The pizza we ordered was one of the specials for the holiday season, and featured the following (the list is long): shrimp, steak, corn, asparagus, peppers, ham, pineapple, cheese, cranberry barbecue sauce, topped off by the balls of crust that were filled with cream cheese and cranberry sauce. Yikes.
Much to our surprise, the pizza wasn’t terrible. It sounds on paper like a flavor train wreck, but it ended up tasting rather generic, which is a feat upon itself with so many ingredients. I will say, I did secretly enjoy the stuffed crust balls that we ripped off the pizza. Don’t tell anyone.
Next up was Goulash rice, a casserole filled with rice, potatoes (love them carbs), steak, a paprika-heavy tomato sauce, all under a bubbly blanket of melted cheese.

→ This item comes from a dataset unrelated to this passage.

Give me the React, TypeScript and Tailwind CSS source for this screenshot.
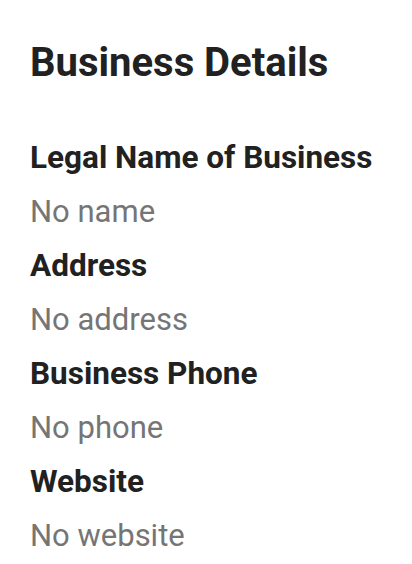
export default function App() {
  const rows = [
    ["Legal Name of Business", "No name"],
    ["Address", "No address"],
    ["Business Phone", "No phone"],
    ["Website", "No website"],
  ];
  return (
    <div className="w-[412px] h-[564px] bg-white pl-[30px] pt-[39px] font-['Roboto',sans-serif] overflow-hidden">
      <h1 className="text-[40px] leading-[48px] font-bold text-[#212121]">Business Details</h1>
      <div className="mt-[44px] flex flex-col">
        {rows.map(([label, value]) => (
          <div key={label} className="flex flex-col">
            <div className="text-[31.5px] leading-[54px] font-bold text-[#212121] whitespace-nowrap">{label}</div>
            <div className="text-[31px] leading-[54px] text-[#757575] whitespace-nowrap">{value}</div>
          </div>
        ))}
      </div>
    </div>
  );
}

This was actually pretty tasty. The sauce wasn’t half bad, though I think the cheese was the star of the show. Hard to go wrong with melted cheese.
Lastly, the strangest dish of our Western chain adventure: potato gratin with cheese and durian. If you are not familiar with durian, it is a fruit that is so pungent, it is banned from many hotels around Southeast Asia because the odor can seep into the carpets and furniture. The smell is hard to describe (some say it smells like a mix of onion-like sulfur and rotten eggs) and it has the consistency of a really thick custard or very ripe banana
This dish wasn’t awful but it wasn’t good either. Despite the putrid smell, durian still has a very fruity flavor, so mixing that with melted cheese and potatoes was not our cup of tea.
Our dive into Western restaurant chains was a fun little adventure. The food was pretty mediocre across the board, as we expected it to be. I found KFC to be the most commendable for the non-fried options, providing grilled chicken rice bowls and a vegetable soup that are actually healthy.
The biggest difference between these chains in the US and China is the cost. Across much of the US, it is hard to find a meal at a restaurant as cheap as an extra value meal, which is why it is easy for so many people to rely on their diet-destroying fast food. In China, most local restaurants are actually cheaper than fast-food, so you basically pay a premium to eat at the Western chain.